Die Verpflichtung, das Ansehen des Anwaltstandes zu wahren, trifft den Rechtsanwalt auch außerhalb des Berufs (RIS‑Justiz RS0055904, RS0056396 uva). Dabei ist ihm die aktive Geltendmachung einer Forderung keineswegs verwehrt, soweit sie sich auf eine sorgfältig erwogene Rechtsüberzeugung gründet. Ungerechtfertigte Forderungen sowie solche, die auf Mutwillen oder auf einer unvertretbaren Rechtsansicht beruhen, ziehen jedoch ebenso disziplinäre Verantwortlichkeit des Rechtsanwalts nach sich (RIS‑Justiz RS0120583 [T1]), wie leichtfertig erhobene (strafrechtliche) Vorwürfe gegen Dritte, die negative Rückschlüsse auf den Anwaltsstand zulassen könnten (vgl RIS‑Justiz RS0112717). Überhaupt hat ein Rechtsanwalt mit besonderer Vorsicht auf die Richtigkeit seiner Erklärungen zu achten; bereits fahrlässige unrichtige Formulierungen sind geeignet, Ehre und Ansehen des Standes zu beeinträchtigen (RIS‑Justiz RS0120395).

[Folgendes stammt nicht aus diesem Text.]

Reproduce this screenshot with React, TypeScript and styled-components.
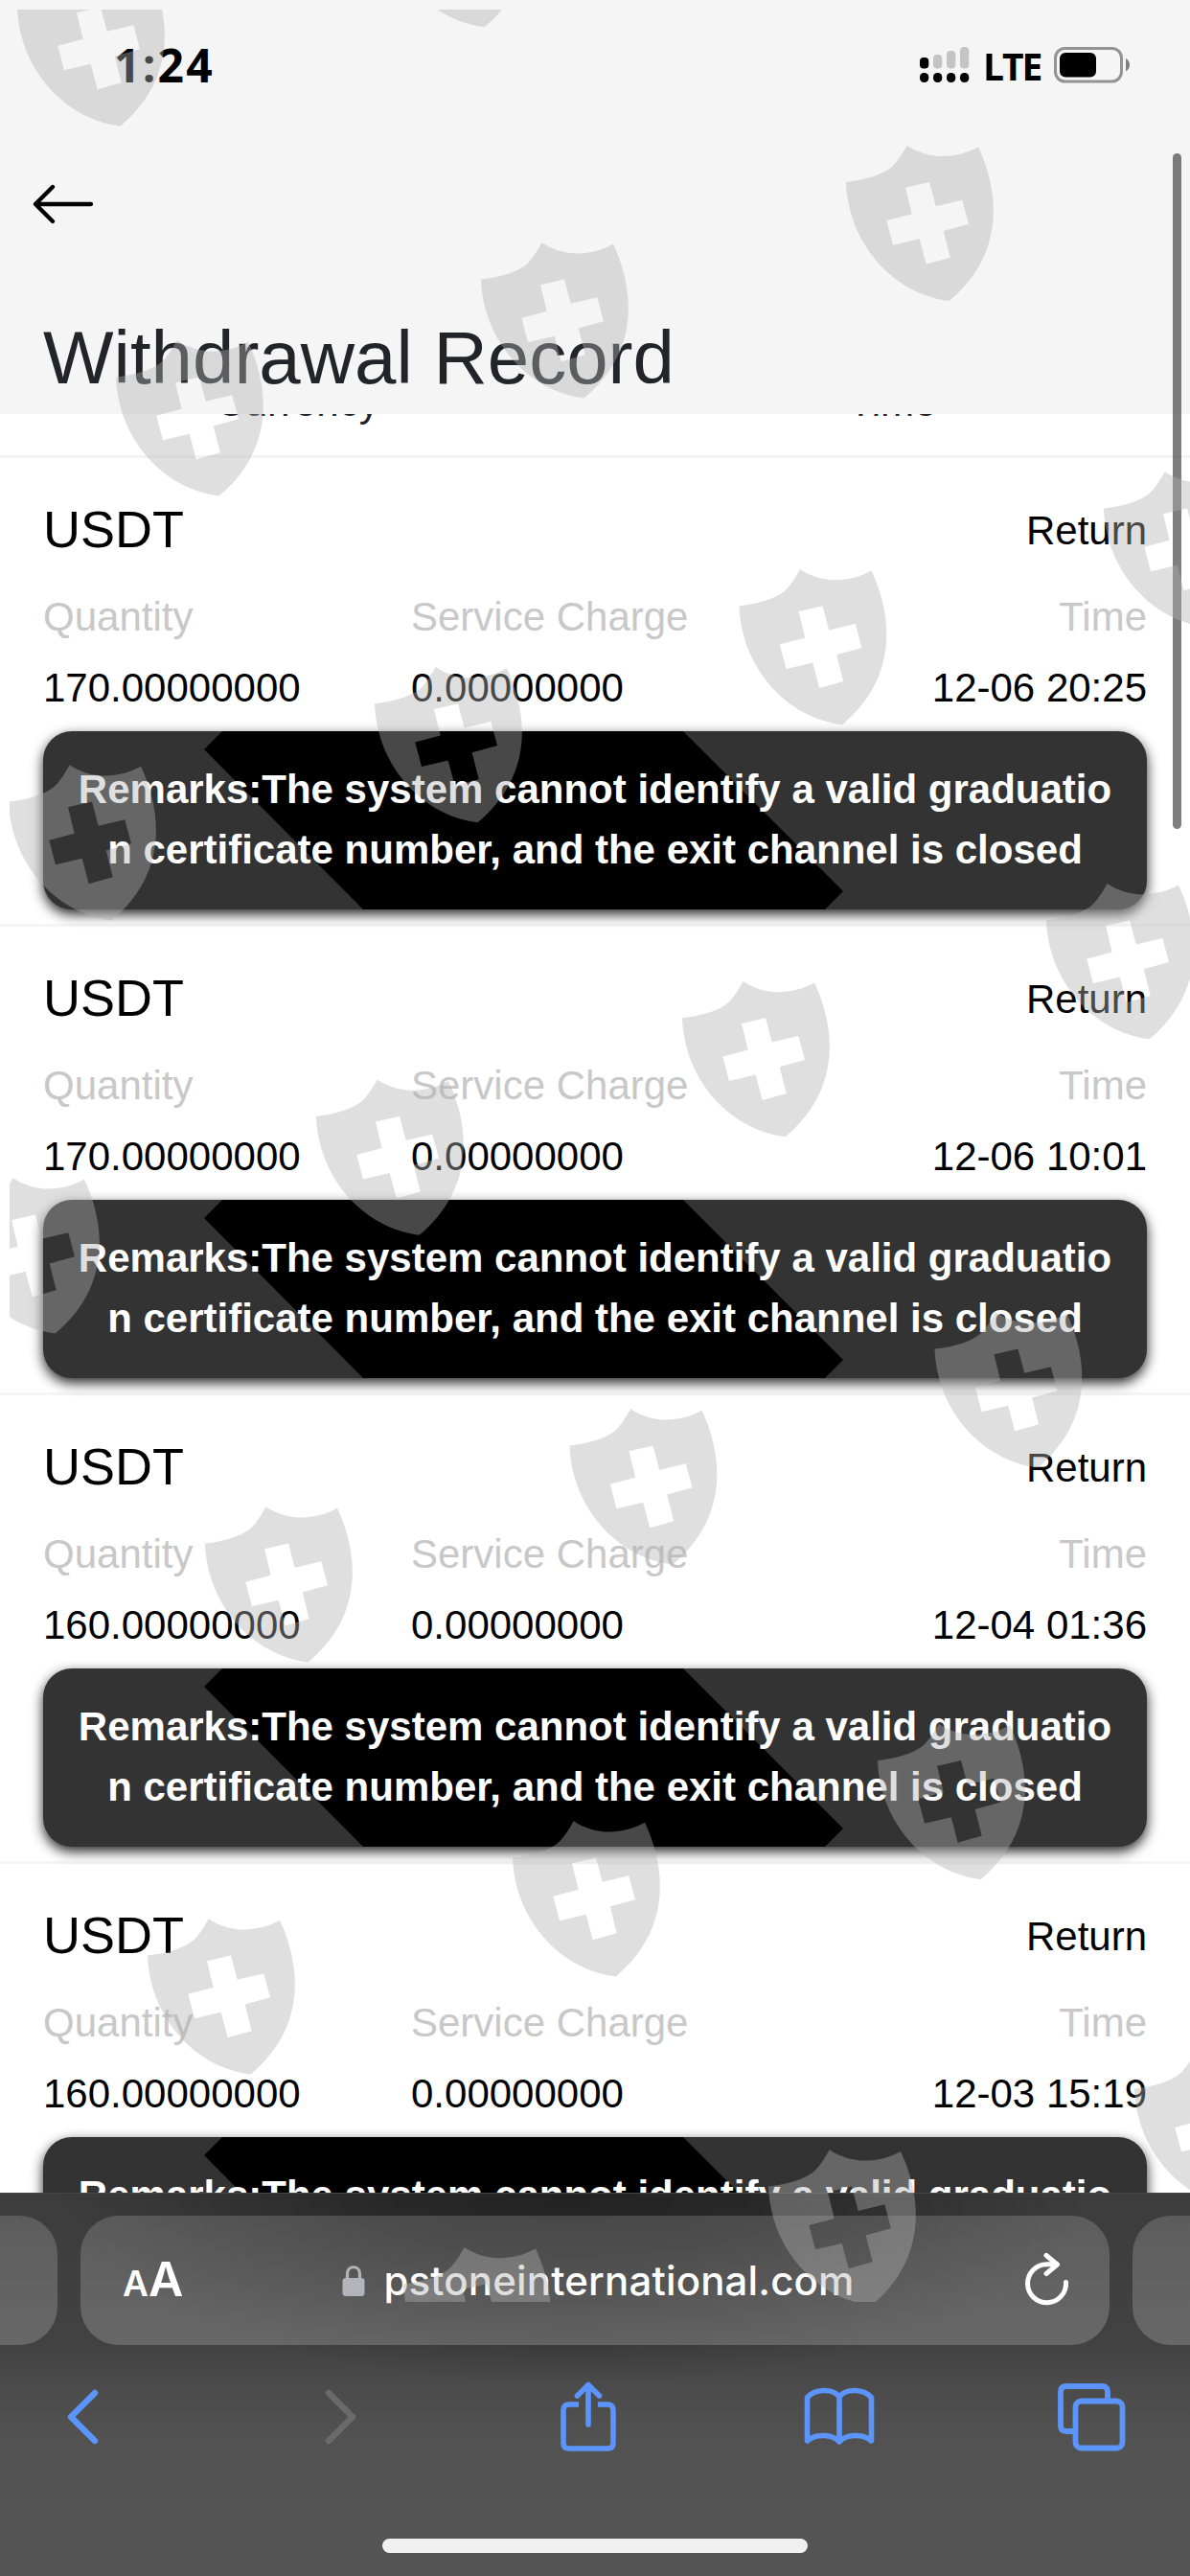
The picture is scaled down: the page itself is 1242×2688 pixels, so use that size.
import React from 'react';
import styled, { createGlobalStyle } from 'styled-components';

const GlobalStyle = createGlobalStyle`
  html, body { margin: 0; padding: 0; background: #fff; }
  *, *::before, *::after { box-sizing: border-box; }
`;

const Screen = styled.div`
  position: relative;
  display: flex;
  flex-direction: column;
  width: 1242px;
  height: 2688px;
  overflow: hidden;
  background: #fff;
  font-family: 'Liberation Sans', Arial, sans-serif;
`;

const Header = styled.header`
  display: flex;
  flex-direction: column;
  height: 432px;
  background: #f5f5f5;
`;

const StatusBar = styled.div`
  display: flex;
  align-items: center;
  justify-content: space-between;
  height: 136px;
  padding: 0 61px 0 119px;
  font-family: 'Open Sans', 'Noto Sans', sans-serif;
  font-weight: 700;
  color: #000;
`;

const Clock = styled.span`
  font-size: 48px;
  letter-spacing: 2.2px;
  line-height: 1;
`;

const StatusIcons = styled.div`
  display: flex;
  align-items: center;
  height: 40px;
`;

const Network = styled.span`
  width: 56px;
  margin: 0 18px 0 14px;
  font-size: 39px;
  line-height: 1;
  letter-spacing: -2px;
  white-space: nowrap;
`;

const NavRow = styled.div`
  display: flex;
  align-items: center;
  height: 154px;
  padding-left: 34px;
`;

const Title = styled.h1`
  margin: 25px 0 0 45px;
  font-size: 78px;
  line-height: 117px;
  font-weight: 400;
  color: #212529;
`;

const List = styled.main`
  height: 1856px;
  overflow: hidden;
  background: #fff;
`;

const TableHead = styled.div`
  display: flex;
  align-items: flex-end;
  height: 46px;
  padding-bottom: 24px;
  border-bottom: 3px solid #f5f5f5;
  text-align: center;
  font-size: 42px;
  line-height: 63px;
  color: #212529;
`;

const HeadCell = styled.span`
  flex: 1;
`;

const Record = styled.article`
  display: flex;
  flex-direction: column;
  height: 489px;
  padding: 34px 45px 15px;
  border-bottom: 3px solid #f5f5f5;
  font-size: 42px;
  line-height: 63px;
  color: #000;
`;

const RecordHead = styled.div`
  display: flex;
  align-items: center;
  justify-content: space-between;
  height: 81px;
  margin-bottom: 19px;
`;

const Currency = styled.h2`
  margin: 0;
  font-size: 54px;
  line-height: 81px;
  font-weight: 400;
`;

const Status = styled.span`
  padding-top: 2px;
`;

const Fields = styled.dl`
  display: grid;
  grid-template-columns: repeat(3, 1fr);
  margin: 0 0 14px;
`;

const Field = styled.div<{ $end?: boolean }>`
  display: flex;
  flex-direction: column;
  gap: 11px;
  text-align: ${(p) => (p.$end ? 'right' : 'left')};
`;

const Label = styled.dt`
  color: #c8c8c8;
`;

const Value = styled.dd`
  margin: 0;
`;

const Remarks = styled.p`
  position: relative;
  flex: none;
  height: 186px;
  margin: 0;
  padding: 29px 0 31px;
  border-radius: 30px;
  background: #333;
  box-shadow: 0 5px 13px rgba(0, 0, 0, 0.85);
  color: #fff;
  font-weight: 700;
  text-align: center;

  &::before {
    content: '';
    position: absolute;
    inset: 0;
    background: #000;
    clip-path: polygon(168px 19px, 187px 0, 668px 0, 835px 167px, 816px 186px, 334px 186px);
  }
`;

const RemarkLine = styled.span`
  position: relative;
  display: block;
  white-space: nowrap;
`;

const BrowserBar = styled.footer`
  display: flex;
  flex-direction: column;
  height: 400px;
  background:
    radial-gradient(ellipse 540px 200px at 48% 0, rgba(0, 0, 0, 0.42), rgba(0, 0, 0, 0.34) 35%, transparent),
    linear-gradient(#3c3c3c 0, #3d3d3d 24px, #424242 158px, #4b4b4b 200px, #525252 260px, #555 400px);
  border-top: 1px solid #454545;
`;

const AddressRow = styled.div`
  display: flex;
  justify-content: center;
  gap: 24px;
  margin-top: 23px;
  height: 135px;
`;

const Pill = styled.div`
  flex: none;
  width: 1074px;
  border-radius: 40px;
  background: linear-gradient(rgba(255, 255, 255, 0.16), rgba(255, 255, 255, 0.2));
`;

const Address = styled(Pill)`
  display: grid;
  grid-template-columns: 200px 1fr 200px;
  align-items: center;
  color: #fff;
  font-family: Inter, sans-serif;
`;

const TextSize = styled.span`
  display: flex;
  align-items: baseline;
  padding: 2px 0 0 44px;
  font-weight: 600;
  line-height: 60px;
`;

const Letter = styled.span<{ $size: number }>`
  font-size: ${(p) => p.$size}px;
`;

const Site = styled.span`
  display: flex;
  align-items: center;
  justify-content: center;
  gap: 19px;
  padding-left: 7px;
  font-size: 42px;
  font-weight: 500;
  letter-spacing: 0.15px;
`;

const ReloadSlot = styled.span`
  display: flex;
  justify-content: flex-end;
  padding-right: 40px;
`;

const Toolbar = styled.nav`
  display: flex;
  align-items: center;
  justify-content: space-between;
  height: 150px;
  padding: 0 63px 0 46px;
`;

const Tool = styled.span<{ $shift?: number }>`
  display: flex;
  justify-content: center;
  width: 80px;
  padding-left: ${(p) => p.$shift ?? 0}px;
`;

const HomeIndicator = styled.div`
  width: 444px;
  height: 15px;
  margin: 52px 0 0 399px;
  border-radius: 8px;
  background: #f0f0f0;
`;

const ScrollThumb = styled.div`
  position: absolute;
  left: 1224px;
  top: 160px;
  width: 9px;
  height: 705px;
  border-radius: 5px;
  background: rgba(0, 0, 0, 0.5);
`;

const Watermark = styled.svg`
  position: absolute;
  left: 10px;
  top: 10px;
  pointer-events: none;
`;

const blue = '#5b95fb';

const records = [
  { quantity: '170.00000000', time: '12-06 20:25' },
  { quantity: '170.00000000', time: '12-06 10:01' },
  { quantity: '160.00000000', time: '12-04 01:36' },
  { quantity: '160.00000000', time: '12-03 15:19' },
];

const shields: [number, number][] = [
  [-865, -182.5], [-485, -285.8],
  [0, 0], [-381, 101.5], [-762, 203.5],
  [269, 340.5], [-111.5, 442.3], [-492, 544.3], [-874, 646.5],
  [209, 770.3], [-171, 872.2], [-553, 974.8], [-933, 1077.5],
  [92.5, 1217.5], [-288.5, 1318.5], [-669, 1420.5],
  [33, 1647], [-348, 1748.5], [-729, 1850.5],
  [301, 1989.6], [-81, 2091.6], [-462, 2193.3],
];

const shieldPath =
  'M86.7 21.7C108 36 136 37 161 23.3C181.5 67 191.5 133 130.7 184C71.5 177 25 123 23 60C48 57.5 65 50 72 43C79 35.5 83 28 86.7 21.7Z' +
  'M85 65.7L91.7 93.3L65.3 100.3L72 125.7L99.7 119.3L106.7 145.7L131.7 138.7L124.7 111L151 103.7L144.3 78.7L116.7 85.3L110 60Z';

const Shields = () => (
  <Watermark width="1232" height="2392" viewBox="10 10 1232 2392">
    {shields.map(([x, y]) => (
      <path
        key={`${x},${y}`}
        d={shieldPath}
        transform={`translate(${860 + x} ${130 + y})`}
        fill="#b0b0b0"
        fillOpacity={0.408}
        fillRule="evenodd"
      />
    ))}
  </Watermark>
);

const SignalIcon = () => (
  <svg width="52" height="40" viewBox="0 0 52 40">
    {[0, 14, 28, 42].map((x, i) => (
      <g key={x}>
        <rect
          x={x}
          y={[12, 9, 5, 1][i]}
          width="9.3"
          height={[11.4, 14.4, 18.4, 22.4][i]}
          rx="4"
          fill={i === 0 ? '#000' : '#c4c4c4'}
        />
        <rect x={x} y="28" width="9.3" height="10" rx="4.4" fill="#000" />
      </g>
    ))}
  </svg>
);

const BatteryIcon = () => (
  <svg width="81" height="40" viewBox="0 0 81 40">
    <rect x="1.5" y="2.5" width="69" height="34.5" rx="10" fill="none" stroke="#939393" strokeWidth="3" />
    <rect x="6" y="7" width="38" height="25.5" rx="6" fill="#000" />
    <path d="M75 13Q79 15.500 79 19.800T75 26.500Z" fill="#808080" />
  </svg>
);

const BackArrow = () => (
  <svg width="64" height="44" viewBox="0 0 64 44" fill="none" stroke="#000" strokeWidth="4.300" strokeLinecap="round" strokeLinejoin="round">
    <path d="M61 22H3M21 4L3 22L21 40" />
  </svg>
);

const LockIcon = () => (
  <svg width="24" height="34" viewBox="0 0 24 34">
    <path d="M5.500 16V9.500C5.500 0.500 18.500 0.500 18.500 9.500V16" fill="none" stroke="#b3b3bb" strokeWidth="3.200" />
    <rect x="0.500" y="14" width="23" height="19" rx="3.500" fill="#b3b3bb" />
  </svg>
);

const ReloadIcon = () => (
  <svg width="50" height="60" viewBox="0 0 50 60" fill="none" stroke="#fff" strokeWidth="5" strokeLinecap="round" strokeLinejoin="round">
    <path d="M44.500 31.500A20 20 0 1 1 24.500 12.800H35" />
    <path d="M24 3.500L35.500 13L24 22.500" />
  </svg>
);

const Chevron = ({ forward }: { forward?: boolean }) => (
  <svg width="40" height="60" viewBox="0 0 40 60" fill="none" stroke={forward ? '#6a6a6a' : blue} strokeWidth="6.500" strokeLinecap="round" strokeLinejoin="round">
    <path d={forward ? 'M8 5L33 30L8 55' : 'M33 5L8 30L33 55'} />
  </svg>
);

const ShareIcon = () => (
  <svg width="60" height="76" viewBox="0 0 60 76" fill="none" stroke={blue} strokeWidth="5.600" strokeLinecap="round" strokeLinejoin="round">
    <path d="M20 25H10Q4 25 4 31V65Q4 71 10 71H50Q56 71 56 65V31Q56 25 50 25H40" strokeLinecap="butt" />
    <path d="M30 46V5M18.500 16L30 4.500L41.500 16" />
  </svg>
);

const BookIcon = () => (
  <svg width="76" height="62" viewBox="0 0 76 62" fill="none" stroke={blue} strokeWidth="5.600" strokeLinecap="round" strokeLinejoin="round">
    <path d="M38 57C31 49 14 48 4.500 56V11C12 1.500 31 1 38 10C45 1 64 1.500 71.500 11V56C62 48 45 49 38 57ZM38 10V57" />
  </svg>
);

const TabsIcon = () => (
  <svg width="72" height="72" viewBox="0 0 72 72" fill="none" stroke={blue} strokeWidth="5.800">
    <path d="M17 51H10Q4 51 4 45V10Q4 4 10 4H47Q53 4 53 10V17" />
    <rect x="19.500" y="19.500" width="49" height="49" rx="6" />
  </svg>
);

export default function App() {
  return (
    <>
      <GlobalStyle />
      <Screen>
        <Header>
          <StatusBar>
            <Clock>1:24</Clock>
            <StatusIcons>
              <SignalIcon />
              <Network>LTE</Network>
              <BatteryIcon />
            </StatusIcons>
          </StatusBar>
          <NavRow>
            <BackArrow />
          </NavRow>
          <Title>Withdrawal Record</Title>
        </Header>
        <List>
          <TableHead>
            <HeadCell>Currency</HeadCell>
            <HeadCell>Time</HeadCell>
          </TableHead>
          {records.map((r) => (
            <Record key={r.time}>
              <RecordHead>
                <Currency>USDT</Currency>
                <Status>Return</Status>
              </RecordHead>
              <Fields>
                <Field>
                  <Label>Quantity</Label>
                  <Value>{r.quantity}</Value>
                </Field>
                <Field>
                  <Label>Service Charge</Label>
                  <Value>0.00000000</Value>
                </Field>
                <Field $end>
                  <Label>Time</Label>
                  <Value>{r.time}</Value>
                </Field>
              </Fields>
              <Remarks>
                <RemarkLine>Remarks:The system cannot identify a valid graduatio</RemarkLine>
                <RemarkLine>n certificate number, and the exit channel is closed</RemarkLine>
              </Remarks>
            </Record>
          ))}
        </List>
        <BrowserBar>
          <AddressRow>
            <Pill />
            <Address>
              <TextSize>
                <Letter $size={37}>A</Letter>
                <Letter $size={50}>A</Letter>
              </TextSize>
              <Site>
                <LockIcon />
                <span>pstoneinternational.com</span>
              </Site>
              <ReloadSlot>
                <ReloadIcon />
              </ReloadSlot>
            </Address>
            <Pill />
          </AddressRow>
          <Toolbar>
            <Tool><Chevron /></Tool>
            <Tool $shift={12}><Chevron forward /></Tool>
            <Tool $shift={2}><ShareIcon /></Tool>
            <Tool><BookIcon /></Tool>
            <Tool><TabsIcon /></Tool>
          </Toolbar>
          <HomeIndicator />
        </BrowserBar>
        <ScrollThumb />
        <Shields />
      </Screen>
    </>
  );
}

Ausgehend von diesem Prüfungsmaßstab sowie unter Berücksichtigung der im Disziplinarerkenntnis zur Begründung wiedergegebenen Urteilsannahmen des Bezirksgerichts Innsbruck, wonach DI F***** den Vorstand der T***** GmbH bzw der I***** AG ‑ in deren Geschäftsführung er nicht eingebunden gewesen ist (ES 4) ‑ auf die Problematik des falschen Verrechnungsbrennwerts hingewiesen hat, ist die rechtliche Schlussfolgerung des Disziplinarrats, der Disziplinarbeschuldigte habe auf den Briefadressaten durch den gegen ihn erhobenen Vorwurf der Mittäterschaft an schwerem gewerbsmäßigem Betrug der Prozessgegner einen sachlich nicht gerechtfertigten Druck (mit unangemessener Härte) ausgeübt, zwar nicht zu bestanden.
Das Verschulden des Disziplinarbeschuldigten ist allerdings nur geringfügig. Unter Berücksichtigung der Konstatierungen im vorliegenden Urteil des Bezirksgerichts Innsbruck im von ihm in eigener Sache geführten Verfahren, dass „sowohl den Mitarbeitern [also DI F*****] als auch dem Vorstand klar war, dass die Berechnungen falsch sind (US 16) und den Beklagten Arglist vorzuwerfen ist (US 17), ist das inkriminierte, an die Privatadresse DI F*****s gerichtete Schreiben „in milderem Licht zu sehen“. Enthält auch die angefochtene Entscheidung keinerlei Feststellungen zur Publizität, die für die Annahme einer Verletzung von Ehre oder Ansehen des Standes erforderlich ist (vgl Feil/Wennig Anwaltsrecht8 § 1 DSt S 859), so zeigt schon die beschriebene Adressierung, dass es der Disziplinarbeschuldigte nicht auf eine solche anlegte.
Da letztlich auch nur (höchstens) unbedeutende Folgen eingetreten sind, kann gemäß § 3 DSt vorgegangen werden und erübrigt sich ein Eingehen auf das Berufungsvorbringen.